As two legislators from the US state of Oregon, we are usually focused on the politics of our coastal state of 3.5 million people. But thanks to an initiative sponsored by the Maldivian Democracy Network and the US Embassy, we found ourselves this month half a world from home, meeting with close to 20 members of the Maldivian Parliament, the President and Vice President, NGOs, and members of independent commissions.
The visit was an opportunity for us to learn about the political process in the Maldives and to share some of our own experiences with democracy in the US.
Throughout our visit, we were impressed and heartened by the level of commitment we heard Maldivians express to making their young democracy work. We heard plenty about conflict, sometimes bitter, between the MDP and DRP, between the President and the Parliament, but over and over again we heard politicians and commissioners express a profound commitment to keeping the Maldives on a democratic path.
Three additional points stood out:
First, we were struck by inconsistencies between the system of government the Maldives has adopted and the language used to describe it. The new Maldivian constitution established a Presidential system of government where, like the US, power is divided between the executive, legislative, and judicial branches. In this context, it strikes us as odd that the President and his cabinet is known as “the Government,” that his party is said to “rule,” and that the majority coalition in Parliament is commonly referred to as the “opposition.” In a system where government’s power is separated and balanced between the executive, legislative, and judicial branches, each branch governs. Thus, Presidents (including our own) must recognise their responsibility to work with parliamentary majorities, even when that majority is held by a party different than his own. Likewise, parliamentary majorities must step up to their responsibility to work with the President to lead the country, not merely oppose him in an effort to win the next campaign.

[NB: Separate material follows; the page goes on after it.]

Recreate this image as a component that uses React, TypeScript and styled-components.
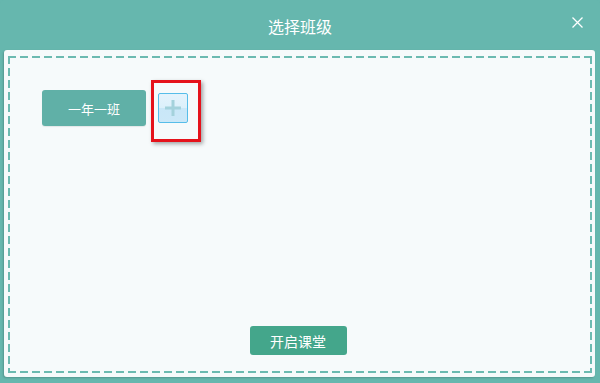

Second, we were struck by the universality of many aspects of democratic politics. In multi-party democracies on both sides of the world, politics can be petty. Parties clash. Legislators don’t always act like adults. The process of change is messy and slow. Practically every complaint we heard about Maldivian politics was one that we commonly hear about our own as well. One advantage for us is that 230 years of experience has shown Americans that for all its faults, democracy generally works pretty well – when given enough time. Today’s defeats may be tomorrow’s victories. Politicians come and go. Thanks to an independent judiciary, our Constitution has been preserved. We hope that the Maldivian people will temper their short-term frustrations, however justified, with patience for the long-term peace and prosperity that democracy helps promote.
Finally, we were impressed by the rapid expansion of civil society in the Maldives and we hope that this sector will continue to grow. For democracy to flourish, it is vital that society maintain a robust and independent media, aggressive non-governmental organizations, and an education system that includes instruction in civics. We were particularly impressed by organizations like the Maldivian Democracy Network and Democracy House, whose Youth Parliament program is helping train the next generation of leaders. As civil society develops, we are especially keen for it to help strengthen the independence of the judiciary, demand additional government transparency, and to hold legislators accountable for what they accomplish – and what they don’t.
As a young democracy, there is a great deal at stake in the Maldives. Like so many others around the world, we are anxious to see you succeed. We hope that our visit serves as a springboard for deeper ties between our state and your nation.
Jackie Dingfelder is a State Senator; Ben Cannon is a State Representative. Both are from the state of Oregon in the United States.